▶ [Exercise] Go through the data below and copy it exactly, skipping every picture.

▶ [Data]
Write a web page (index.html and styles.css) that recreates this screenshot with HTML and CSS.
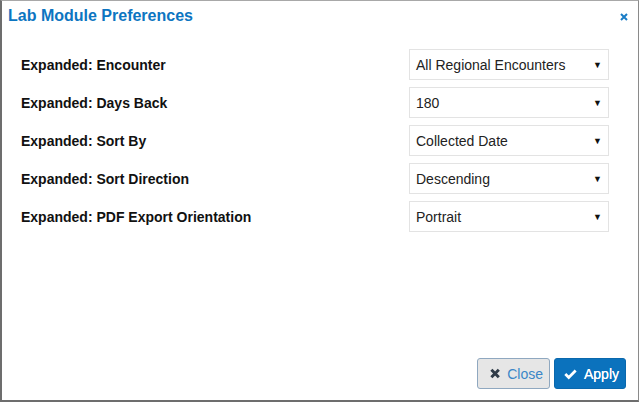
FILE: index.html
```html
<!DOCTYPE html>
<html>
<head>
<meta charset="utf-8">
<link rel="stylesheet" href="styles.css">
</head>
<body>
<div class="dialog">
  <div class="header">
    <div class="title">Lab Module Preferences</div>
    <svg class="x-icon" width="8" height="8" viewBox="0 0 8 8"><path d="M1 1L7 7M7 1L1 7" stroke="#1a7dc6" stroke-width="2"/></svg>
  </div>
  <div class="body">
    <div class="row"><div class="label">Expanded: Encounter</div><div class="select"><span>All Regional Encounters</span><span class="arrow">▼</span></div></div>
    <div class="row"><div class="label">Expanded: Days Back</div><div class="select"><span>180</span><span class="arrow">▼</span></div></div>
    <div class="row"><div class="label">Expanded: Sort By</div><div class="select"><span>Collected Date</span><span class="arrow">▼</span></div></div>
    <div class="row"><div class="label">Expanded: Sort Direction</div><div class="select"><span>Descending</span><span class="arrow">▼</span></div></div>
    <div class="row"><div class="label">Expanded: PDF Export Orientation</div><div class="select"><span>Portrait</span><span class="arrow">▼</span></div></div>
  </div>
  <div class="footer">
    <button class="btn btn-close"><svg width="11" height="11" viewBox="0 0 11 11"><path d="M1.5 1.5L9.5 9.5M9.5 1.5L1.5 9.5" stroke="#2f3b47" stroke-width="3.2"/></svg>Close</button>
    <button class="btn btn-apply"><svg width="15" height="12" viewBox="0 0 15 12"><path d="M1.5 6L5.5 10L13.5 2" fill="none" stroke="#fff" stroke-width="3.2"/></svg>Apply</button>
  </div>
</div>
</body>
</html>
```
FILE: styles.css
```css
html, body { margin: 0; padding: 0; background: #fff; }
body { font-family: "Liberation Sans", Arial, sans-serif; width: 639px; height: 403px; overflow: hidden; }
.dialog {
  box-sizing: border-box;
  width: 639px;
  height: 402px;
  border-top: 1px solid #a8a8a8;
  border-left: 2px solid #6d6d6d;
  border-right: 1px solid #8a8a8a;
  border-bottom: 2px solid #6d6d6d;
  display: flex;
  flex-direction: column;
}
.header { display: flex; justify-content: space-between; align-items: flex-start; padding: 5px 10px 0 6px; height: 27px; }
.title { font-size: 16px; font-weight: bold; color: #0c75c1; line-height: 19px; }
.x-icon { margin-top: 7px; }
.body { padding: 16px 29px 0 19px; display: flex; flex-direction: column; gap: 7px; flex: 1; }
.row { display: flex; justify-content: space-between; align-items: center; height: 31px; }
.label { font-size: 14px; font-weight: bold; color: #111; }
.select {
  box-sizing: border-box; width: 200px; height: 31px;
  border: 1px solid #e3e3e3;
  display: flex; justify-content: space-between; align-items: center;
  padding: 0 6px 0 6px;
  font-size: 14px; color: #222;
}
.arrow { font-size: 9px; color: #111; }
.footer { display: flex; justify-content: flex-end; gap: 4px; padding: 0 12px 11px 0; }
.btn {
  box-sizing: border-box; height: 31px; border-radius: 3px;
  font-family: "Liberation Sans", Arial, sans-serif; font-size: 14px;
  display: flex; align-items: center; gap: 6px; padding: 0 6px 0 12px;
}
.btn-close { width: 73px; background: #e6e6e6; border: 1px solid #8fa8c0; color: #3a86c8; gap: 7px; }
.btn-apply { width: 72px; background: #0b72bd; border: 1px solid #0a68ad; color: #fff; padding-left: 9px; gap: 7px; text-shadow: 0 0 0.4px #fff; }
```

▶ [Final result]
Write a web page (index.html and styles.css) that recreates this screenshot with HTML and CSS.
FILE: index.html
```html
<!DOCTYPE html>
<html>
<head>
<meta charset="utf-8">
<link rel="stylesheet" href="styles.css">
</head>
<body>
<div class="dialog">
  <div class="header">
    <div class="title">Lab Module Preferences</div>
    <svg class="x-icon" width="8" height="8" viewBox="0 0 8 8"><path d="M1 1L7 7M7 1L1 7" stroke="#1a7dc6" stroke-width="2"/></svg>
  </div>
  <div class="body">
    <div class="row"><div class="label">Expanded: Encounter</div><div class="select"><span>All Regional Encounters</span><span class="arrow">▼</span></div></div>
    <div class="row"><div class="label">Expanded: Days Back</div><div class="select"><span>180</span><span class="arrow">▼</span></div></div>
    <div class="row"><div class="label">Expanded: Sort By</div><div class="select"><span>Collected Date</span><span class="arrow">▼</span></div></div>
    <div class="row"><div class="label">Expanded: Sort Direction</div><div class="select"><span>Descending</span><span class="arrow">▼</span></div></div>
    <div class="row"><div class="label">Expanded: PDF Export Orientation</div><div class="select"><span>Portrait</span><span class="arrow">▼</span></div></div>
  </div>
  <div class="footer">
    <button class="btn btn-close"><svg width="11" height="11" viewBox="0 0 11 11"><path d="M1.5 1.5L9.5 9.5M9.5 1.5L1.5 9.5" stroke="#2f3b47" stroke-width="3.2"/></svg>Close</button>
    <button class="btn btn-apply"><svg width="15" height="12" viewBox="0 0 15 12"><path d="M1.5 6L5.5 10L13.5 2" fill="none" stroke="#fff" stroke-width="3.2"/></svg>Apply</button>
  </div>
</div>
</body>
</html>
```
FILE: styles.css
```css
html, body { margin: 0; padding: 0; background: #fff; }
body { font-family: "Liberation Sans", Arial, sans-serif; width: 639px; height: 403px; overflow: hidden; }
.dialog {
  box-sizing: border-box;
  width: 639px;
  height: 402px;
  border-top: 1px solid #a8a8a8;
  border-left: 2px solid #6d6d6d;
  border-right: 1px solid #8a8a8a;
  border-bottom: 2px solid #6d6d6d;
  display: flex;
  flex-direction: column;
}
.header { display: flex; justify-content: space-between; align-items: flex-start; padding: 5px 10px 0 6px; height: 27px; }
.title { font-size: 16px; font-weight: bold; color: #0c75c1; line-height: 19px; }
.x-icon { margin-top: 7px; }
.body { padding: 16px 29px 0 19px; display: flex; flex-direction: column; gap: 7px; flex: 1; }
.row { display: flex; justify-content: space-between; align-items: center; height: 31px; }
.label { font-size: 14px; font-weight: bold; color: #111; }
.select {
  box-sizing: border-box; width: 200px; height: 31px;
  border: 1px solid #e3e3e3;
  display: flex; justify-content: space-between; align-items: center;
  padding: 0 6px 0 6px;
  font-size: 14px; color: #222;
}
.arrow { font-size: 9px; color: #111; }
.footer { display: flex; justify-content: flex-end; gap: 4px; padding: 0 12px 11px 0; }
.btn {
  box-sizing: border-box; height: 31px; border-radius: 3px;
  font-family: "Liberation Sans", Arial, sans-serif; font-size: 14px;
  display: flex; align-items: center; gap: 6px; padding: 0 6px 0 12px;
}
.btn-close { width: 73px; background: #e6e6e6; border: 1px solid #8fa8c0; color: #3a86c8; gap: 7px; }
.btn-apply { width: 72px; background: #0b72bd; border: 1px solid #0a68ad; color: #fff; padding-left: 9px; gap: 7px; text-shadow: 0 0 0.4px #fff; }
```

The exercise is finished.